The closing of ‘Carolina Business Review’ will be mourned by its audience, but endings also liberate attention. New formats will emerge, some audio-first, some hybrid. Podcasters can honor the show’s legacy by making room for nuance, by archiving responsibly, and by showing up consistently for the communities they serve.

For the creators in the work-related podcast community, the takeaway is both practical and aspirational: build shows that are defensible over time, not just optimized for the next metric. Invest in local beats and human stories, safeguard your archive, and treat each episode as part of an expanding public record. The medium rewards patience.

An invitation

As a weekly business program signs off after more than three decades, there’s a question for every podcaster who covers work: what will your show leave behind?
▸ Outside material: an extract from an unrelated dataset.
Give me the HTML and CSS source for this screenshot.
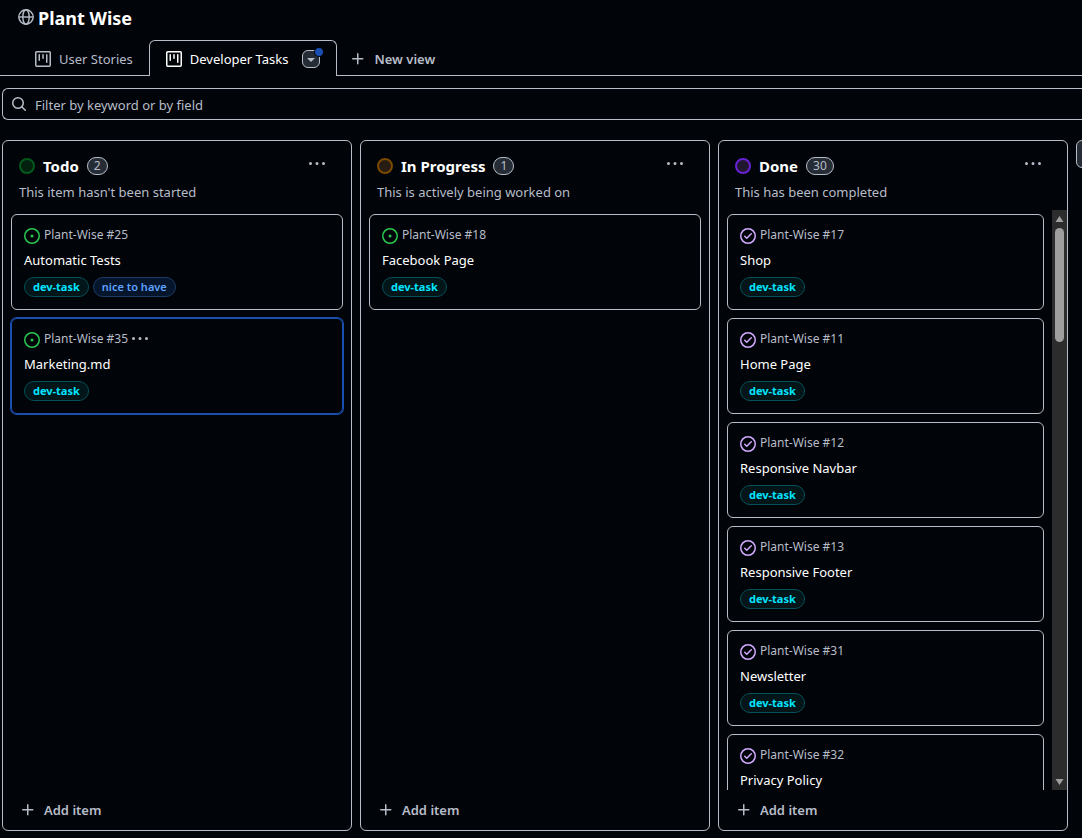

If you aim to matter beyond the present moment, think less about headlines and more about the ledger you’re building. Treat listeners as witnesses, not targets; treat episodes as chapters, not clicks; and build a practice that could, with luck and discipline, outlast any one platform.

‘Carolina Business Review’ may be ending, but its lessons remain. Use them to design shows that hold time, honor complexity, and help listeners understand what work means today and what it might become tomorrow.